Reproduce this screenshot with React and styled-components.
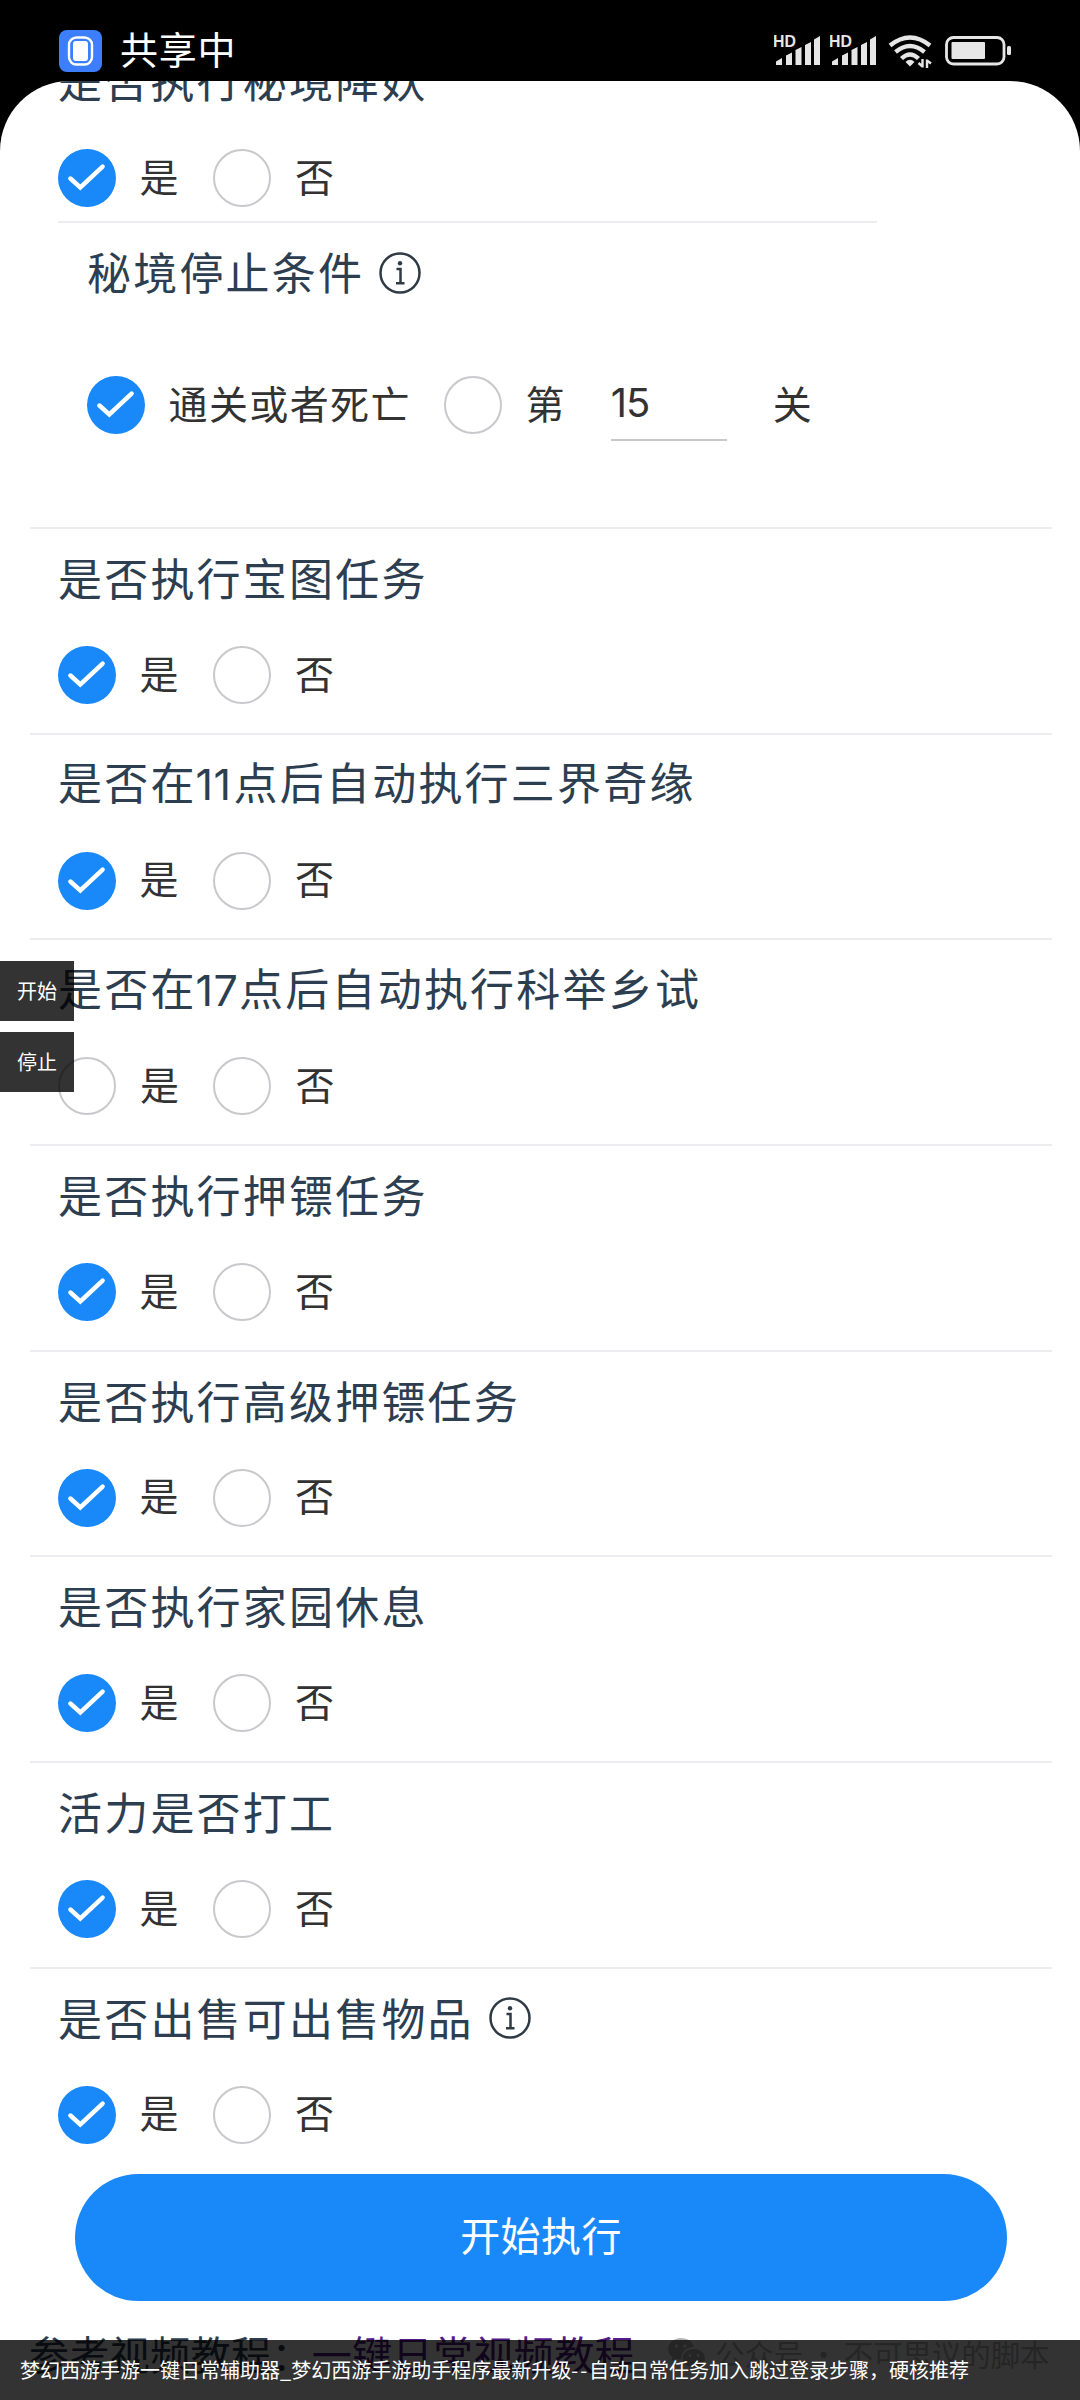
import React from "react";
import styled, { createGlobalStyle } from "styled-components";

const Global = createGlobalStyle`
  * { box-sizing: border-box; }
  body {
    margin: 0;
    background: #000;
    font-family: "Noto Sans CJK SC", sans-serif;
  }
`;

const Screen = styled.div`
  width: 1080px;
  height: 2400px;
  overflow: hidden;
  position: relative;
  display: flex;
  flex-direction: column;
  background: #000;
`;

const StatusBar = styled.header`
  flex: none;
  height: 81px;
  padding: 0 69px 0 59px;
  display: flex;
  justify-content: space-between;
`;

const Sharing = styled.div`
  display: flex;
  align-items: center;
  gap: 18px;
  padding-top: 20px;
  color: #fff;
  font-size: 38px;
  line-height: 56px;
  letter-spacing: 0.8px;
`;

const SharingLabel = styled.span`
  margin-top: -6px;
`;

const StatusIcons = styled.div`
  display: flex;
  padding-top: 34px;
`;

const Sheet = styled.main`
  flex: 1;
  min-height: 0;
  overflow: hidden;
  background: #fff;
  border-radius: 70px 70px 0 0;
  display: flex;
  flex-direction: column;
`;

const CutTitleRow = styled.div`
  flex: none;
  height: 68px;
  padding-left: 58px;
  overflow: hidden;
`;

const Title = styled.h2`
  margin: ${(p) => p.$top || 0}px 0 0;
  display: flex;
  align-items: center;
  gap: 15px;
  height: 64px;
  font-size: 44px;
  line-height: 64px;
  font-weight: 400;
  letter-spacing: 2.2px;
  color: #2c3e50;
  white-space: nowrap;

  svg {
    margin-top: 3px;
  }
`;

const Digits = styled.span`
  display: inline-block;
  width: ${(p) => p.$width}px;
  margin-left: -1px;
  font-family: Inter, sans-serif;
  font-size: 43px;
  letter-spacing: ${(p) => p.$spacing}px;
`;

const OptionRow = styled.div`
  display: flex;
  align-items: center;
  height: 58px;
  font-size: 39px;
  line-height: 58px;
  letter-spacing: 1.4px;
  color: #323233;
  white-space: nowrap;
`;

const Radio = styled.span`
  flex: none;
  width: ${(p) => (p.$on ? 57.5 : 58)}px;
  height: 58px;
  border-radius: 50%;
  display: flex;
  align-items: center;
  justify-content: center;
  border: 2px solid ${(p) => (p.$on ? "#1989fa" : "#c8c9cc")};
  background: ${(p) => (p.$on ? "#1989fa" : "transparent")};
`;

const OptionLabel = styled.span`
  margin: -7px ${(p) => (p.$right === undefined ? 33 : p.$right)}px 0 ${(p) => (p.$left === undefined ? 24 : p.$left)}px;
`;

const SubPanel = styled.div`
  flex: none;
  height: 306px;
  margin: 0 28px 0 30px;
  padding: 16px 0 0 57px;
  border-bottom: 2px solid #ebedf0;
  display: flex;
  flex-direction: column;
  gap: 73px;
`;

const FirstOptions = styled.div`
  flex: none;
  margin: 0 203px 0 58px;
  height: 74px;
  border-bottom: 2px solid #ebedf0;
`;

const StageInput = styled.div`
  width: 116px;
  height: 60px;
  margin: 12px 0 0;
  border-bottom: 2px solid #c8c9cc;
  font-family: Inter, sans-serif;
  font-size: 40px;
  line-height: 44px;
  letter-spacing: -1px;
`;

const Section = styled.section`
  flex: none;
  height: 205.7px;
  margin: 0 28px 0 30px;
  padding: 16px 0 0 28px;
  border-bottom: 2px solid ${(p) => (p.$last ? "transparent" : "#ebedf0")};
  display: flex;
  flex-direction: column;
  gap: 37px;
`;

const StartButton = styled.button`
  flex: none;
  width: 932px;
  height: 127px;
  margin: -1px 0 0 75px;
  border: 0;
  border-radius: 64px;
  background: #1989fa;
  color: #fff;
  font: 400 40px/58px "Noto Sans CJK SC", sans-serif;
  letter-spacing: 0.4px;
  padding: 0 0 7px;
`;

const Tutorial = styled.div`
  display: flex;
  align-items: center;
  padding-left: 29px;
  margin-top: 23px;
  font-size: 40px;
  line-height: 58px;
  letter-spacing: 0.4px;
  color: #2c3e50;
  white-space: nowrap;
`;

const TutorialLink = styled.a`
  color: #551a8b;
`;

const Account = styled.div`
  display: flex;
  align-items: center;
  gap: 8px;
  margin-left: 32px;
  font-size: 29.5px;
  letter-spacing: -0.1px;
  word-spacing: -1px;
  color: #b8b8b8;
`;

const SideButtons = styled.div`
  position: absolute;
  left: 0;
  top: 961px;
  display: flex;
  flex-direction: column;
  gap: 11px;
`;

const SideButton = styled.button`
  width: 74px;
  height: 60px;
  padding: 0;
  border: 0;
  background: rgba(0, 0, 0, 0.8);
  color: #fff;
  font: 400 20px/30px "Noto Sans CJK SC", sans-serif;
`;

const Caption = styled.div`
  position: absolute;
  left: 0;
  right: 0;
  bottom: 0;
  height: 60px;
  padding-left: 20px;
  background: rgba(0, 0, 0, 0.8);
  color: #fff;
  font-size: 20px;
  line-height: 59px;
  white-space: nowrap;
`;

const Dashes = styled.span`
  letter-spacing: 2px;
`;

const WifiSvg = styled.svg`
  margin-left: 2px;
`;

const PhoneIcon = () => (
  <svg width="43" height="42" viewBox="0 0 43 42">
    <rect width="43" height="42" rx="8" fill="#3d7ffb" />
    <rect x="10" y="7.500" width="23" height="27" rx="7.500" fill="none" stroke="#fff" strokeWidth="2.400" />
    <rect x="14" y="11" width="15" height="20" rx="3" fill="#fff" />
  </svg>
);

const Signal = () => (
  <svg width="56" height="34" viewBox="0 0 56 34" fill="#e6e6e6">
    <text x="-1" y="12.800" fontFamily="Liberation Sans, sans-serif" fontWeight="700" fontSize="15.800">HD</text>
    <path d="M2 31v-3.500l6-3.500v7zM12 31v-9.500l6-3v12.500zM21.500 31v-15l6-3v18zM31 31v-20l6-3v23zM40 31v-25.500l6-3.500v29z" />
  </svg>
);

const Wifi = () => (
  <WifiSvg width="57" height="36" viewBox="0 0 57 36">
    <g fill="none" stroke="#e6e6e6" strokeWidth="4.400">
      <path d="M2 11.500Q22 -4.500 42 11.500" />
      <path d="M7.500 18Q22 6 36.500 18" />
      <path d="M13.500 24.500Q22 16.500 30.500 24.500" />
    </g>
    <path d="M17.500 28q4.500-4.500 9 0L22 32.500z" fill="#e6e6e6" />
    <path d="M34.500 25v8.500M39 34v-8.500M30.500 29l4 3.500M43 29.500l-4-3" stroke="#e6e6e6" strokeWidth="2.400" fill="none" />
  </WifiSvg>
);

const Battery = () => (
  <svg width="66" height="34" viewBox="0 0 66 34">
    <rect x="1.500" y="3.500" width="57.500" height="26.500" rx="7" fill="none" stroke="#e6e6e6" strokeWidth="2.800" />
    <rect x="6.500" y="8" width="33.500" height="17" rx="1" fill="#e6e6e6" />
    <rect x="62" y="12" width="4" height="9" rx="1.500" fill="#e6e6e6" />
  </svg>
);

const Check = () => (
  <svg width="54" height="54" viewBox="0 0 54 54">
    <path d="M10.500 27.500L20.500 36.500L43 15.500" fill="none" stroke="#fff" strokeWidth="4.500" strokeLinecap="round" />
  </svg>
);

const Info = () => (
  <svg width="42" height="42" viewBox="0 0 42 42" fill="none" stroke="#2f3a45" strokeWidth="2.500">
    <circle cx="21" cy="21" r="19.500" />
    <circle cx="21" cy="11.300" r="2.200" fill="#2f3a45" stroke="none" />
    <path d="M17.500 17h4v14M17 31.200h8.500" />
  </svg>
);

const WeChat = () => (
  <svg width="40" height="32" viewBox="0 0 40 32">
    <path d="M14 1C6.500 1 1 6 1 12c0 3.500 1.800 6.300 4.600 8.300L4.500 24l4.400-2.200q2.600.8 5.100.8C14 14 20 10 27 10 26 5 21 1 14 1z" fill="#b8b8b8" />
    <path d="M27 12c-6.500 0-11.500 4-11.500 9.300S20.500 30.500 27 30.500q2.200 0 4-.6l3.500 1.800-.9-3c2.600-1.800 4.400-4.200 4.400-7.200C38 16 33 12 27 12z" fill="#b8b8b8" />
    <g fill="#fff">
      <circle cx="9.500" cy="9" r="1.700" />
      <circle cx="18" cy="9" r="1.700" />
      <circle cx="23" cy="18.500" r="1.400" />
      <circle cx="31" cy="18.500" r="1.400" />
    </g>
  </svg>
);

const YesNo = ({ yes = true }) => (
  <OptionRow>
    <Radio $on={yes}>{yes && <Check />}</Radio>
    <OptionLabel>是</OptionLabel>
    <Radio />
    <OptionLabel>否</OptionLabel>
  </OptionRow>
);

const sections = [
  { title: "是否执行宝图任务" },
  { title: <span>是否在<Digits $width={38} $spacing={0.5}>11</Digits>点后自动执行三界奇缘</span> },
  { title: <span>是否在<Digits $width={43.5} $spacing={0.5}>17</Digits>点后自动执行科举乡试</span>, yes: false },
  { title: "是否执行押镖任务" },
  { title: "是否执行高级押镖任务" },
  { title: "是否执行家园休息" },
  { title: "活力是否打工" },
  { title: "是否出售可出售物品", info: true },
];

export default function App() {
  return (
    <Screen>
      <Global />
      <StatusBar>
        <Sharing>
          <PhoneIcon />
          <SharingLabel>共享中</SharingLabel>
        </Sharing>
        <StatusIcons>
          <Signal />
          <Signal />
          <Wifi />
          <Battery />
        </StatusIcons>
      </StatusBar>
      <Sheet>
        <CutTitleRow>
          <Title $top={-34}>是否执行秘境降妖</Title>
        </CutTitleRow>
        <FirstOptions>
          <YesNo />
        </FirstOptions>
        <SubPanel>
          <Title>
            秘境停止条件
            <Info />
          </Title>
          <OptionRow>
            <Radio $on><Check /></Radio>
            <OptionLabel $right={33.5}>通关或者死亡</OptionLabel>
            <Radio />
            <OptionLabel $left={23} $right={45}>第</OptionLabel>
            <StageInput>15</StageInput>
            <OptionLabel $left={46}>关</OptionLabel>
          </OptionRow>
        </SubPanel>
        {sections.map((s, i) => (
          <Section key={i} $last={i === sections.length - 1}>
            <Title>
              {s.title}
              {s.info && <Info />}
            </Title>
            <YesNo yes={s.yes} />
          </Section>
        ))}
        <StartButton>开始执行</StartButton>
        <Tutorial>
          <span>参考视频教程：</span>
          <TutorialLink>一键日常视频教程</TutorialLink>
          <Account>
            <WeChat />
            <span>公众号 · 不可思议的脚本</span>
          </Account>
        </Tutorial>
      </Sheet>
      <SideButtons>
        <SideButton>开始</SideButton>
        <SideButton>停止</SideButton>
      </SideButtons>
      <Caption>
        梦幻西游手游一键日常辅助器_梦幻西游手游助手程序最新升级<Dashes>--</Dashes>自动日常任务加入跳过登录步骤，硬核推荐
      </Caption>
    </Screen>
  );
}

_____

In the material above, find the lines that contain "React" and show them.

• [Right answer]:
Reproduce this screenshot with React and styled-components.
import React from "react";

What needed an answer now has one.